From: Donald Yungkurth <DYungkurth@-----.COM>
Subj: Foot Tapping
Date: Wed, 3 Jan 1996 21:22:31 -0500

Jack Dannenberg <music@-----.COM> writes, in part:

>And finally a topic for discussion and that is foot tapping. >I find that it
helps me in syncopated rythmns but I tend to >try and tap the rythmn itself
instead of the beat in >difficult passages. I have had instructors who
advocated >foot tapping, who threatened to put a brick on my foot to >stop me
and others who were totally apathetic about the
>whole concept.I would like to hear from others and I >would particularly
like to hear from people who are good >at difficult rythmns and have them
explain their process >for playing it correctly. I.E. do you tap your foot,
>subdivide, memorize patterns or what?

My experience sheds little or no light on the questions asked by Jack, but it
points out that the brain operates in strange ways at times.

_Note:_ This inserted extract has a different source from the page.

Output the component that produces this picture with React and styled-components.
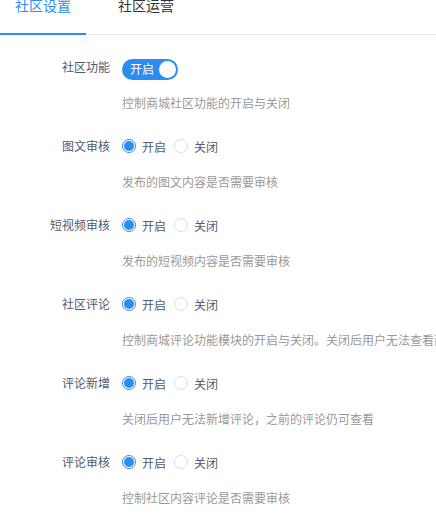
import React, { useState } from 'react';
import styled, { createGlobalStyle } from 'styled-components';

const GlobalStyle = createGlobalStyle`
  html, body {
    margin: 0;
    padding: 0;
    background: #fff;
    overflow: hidden;
  }
  body {
    font-family: "Noto Sans CJK SC", "Noto Sans", sans-serif;
    font-size: 12px;
    color: #515a6e;
  }
`;

const settings = [
  { key: 'community', label: '社区功能', type: 'switch', desc: '控制商城社区功能的开启与关闭' },
  { key: 'post', label: '图文审核', type: 'radio', desc: '发布的图文内容是否需要审核' },
  { key: 'video', label: '短视频审核', type: 'radio', desc: '发布的短视频内容是否需要审核' },
  { key: 'comment', label: '社区评论', type: 'radio', desc: '控制商城评论功能模块的开启与关闭。关闭后用户无法查看商城评论' },
  { key: 'commentAdd', label: '评论新增', type: 'radio', desc: '关闭后用户无法新增评论，之前的评论仍可查看' },
  { key: 'commentAudit', label: '评论审核', type: 'radio', desc: '控制社区内容评论是否需要审核' },
];

export default function App() {
  const [tab, setTab] = useState(0);
  const [values, setValues] = useState(() =>
    settings.reduce((acc, s) => ({ ...acc, [s.key]: true }), {}),
  );

  const update = (key, value) => setValues((v) => ({ ...v, [key]: value }));

  return (
    <Page>
      <GlobalStyle />
      <TabBar>
        {['社区设置', '社区运营'].map((name, i) => (
          <Tab key={name} active={i === tab} onClick={() => setTab(i)}>
            {name}
          </Tab>
        ))}
      </TabBar>
      <Form>
        {settings.map((s) => (
          <FormItem key={s.key}>
            <Label>{s.label}</Label>
            <Control>
              {s.type === 'switch' ? (
                <Switch on={values[s.key]} onClick={() => update(s.key, !values[s.key])}>
                  <SwitchText>{values[s.key] ? '开启' : '关闭'}</SwitchText>
                  <Knob />
                </Switch>
              ) : (
                <RadioGroup>
                  <RadioItem onClick={() => update(s.key, true)}>
                    <RadioCircle checked={values[s.key]} />
                    开启
                  </RadioItem>
                  <RadioItem onClick={() => update(s.key, false)}>
                    <RadioCircle checked={!values[s.key]} />
                    关闭
                  </RadioItem>
                </RadioGroup>
              )}
            </Control>
            <Desc>{s.desc}</Desc>
          </FormItem>
        ))}
      </Form>
    </Page>
  );
}

const Page = styled.div`
  width: 436px;
  overflow: hidden;
`;

const TabBar = styled.div`
  display: flex;
  gap: 17px;
  height: 35px;
  box-sizing: border-box;
  border-bottom: 1px solid #e4e7ed;
`;

const Tab = styled.div`
  height: 35px;
  box-sizing: border-box;
  padding: 0 15px;
  font-size: 14px;
  line-height: 10px;
  color: ${(p) => (p.active ? '#2d8cf0' : '#333')};
  border-bottom: 2px solid ${(p) => (p.active ? '#2d8cf0' : 'transparent')};
  cursor: pointer;
  white-space: nowrap;
`;

const Form = styled.div`
  padding-top: 16px;
`;

const FormItem = styled.div`
  display: grid;
  grid-template-columns: 110px 1fr;
  column-gap: 12px;
  margin-bottom: 17px;
`;

const Label = styled.div`
  height: 32px;
  line-height: 32px;
  text-align: right;
  color: #515a6e;
  white-space: nowrap;
`;

const Control = styled.div`
  height: 32px;
  display: flex;
  align-items: center;
`;

const Desc = styled.div`
  grid-column: 2;
  margin-top: 10px;
  line-height: 20px;
  color: #999;
  white-space: nowrap;
`;

const Switch = styled.div`
  width: 56px;
  height: 21px;
  margin-top: 4px;
  box-sizing: border-box;
  border-radius: 11px;
  background: ${(p) => (p.on ? '#2d8cf0' : '#ccc')};
  display: flex;
  align-items: center;
  justify-content: space-between;
  flex-direction: ${(p) => (p.on ? 'row' : 'row-reverse')};
  padding: 0 2px 0 8px;
  cursor: pointer;
`;

const SwitchText = styled.span`
  color: #fff;
  font-size: 12px;
  line-height: 1;
`;

const Knob = styled.span`
  width: 17px;
  height: 17px;
  border-radius: 50%;
  background: #fff;
`;

const RadioGroup = styled.div`
  display: flex;
  align-items: center;
  gap: 8px;
`;

const RadioItem = styled.label`
  display: flex;
  align-items: center;
  gap: 6px;
  color: #515a6e;
  cursor: pointer;
`;

const RadioCircle = styled.span`
  width: 14px;
  height: 14px;
  box-sizing: border-box;
  border-radius: 50%;
  border: 1px solid ${(p) => (p.checked ? '#2d8cf0' : '#dcdee2')};
  background: #fff;
  display: flex;
  align-items: center;
  justify-content: center;

  &::after {
    content: '';
    width: 10px;
    height: 10px;
    border-radius: 50%;
    background: ${(p) => (p.checked ? '#2d8cf0' : 'transparent')};
  }
`;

I was at a
chamber music camp and was sight reading woodwind quintets with people I had
barely met. We had just started, and after a few minutes the flutist,
sitting opposite me, stopped us and asked politely if I could stop beating
with my foot. She said my playing was fine, but that my foot was not beating
in any relationship to the music! This was not in music with complex modern
rhythms, but in Reicha. Apparently the different signals she received from
her eyes and her ears created a real problem for her.

I was able to stop the foot and continue for the rest of the session without
a problem. When told this story, others have confirmed the flutist's
observation about me. I've made a real effort to stop using the foot since
that time, even when practicing. If I need help in practice, I use a
metronome or, more likely, just go very slowly until it makes sense. By the
way, I'm *not* good at difficult rhythms!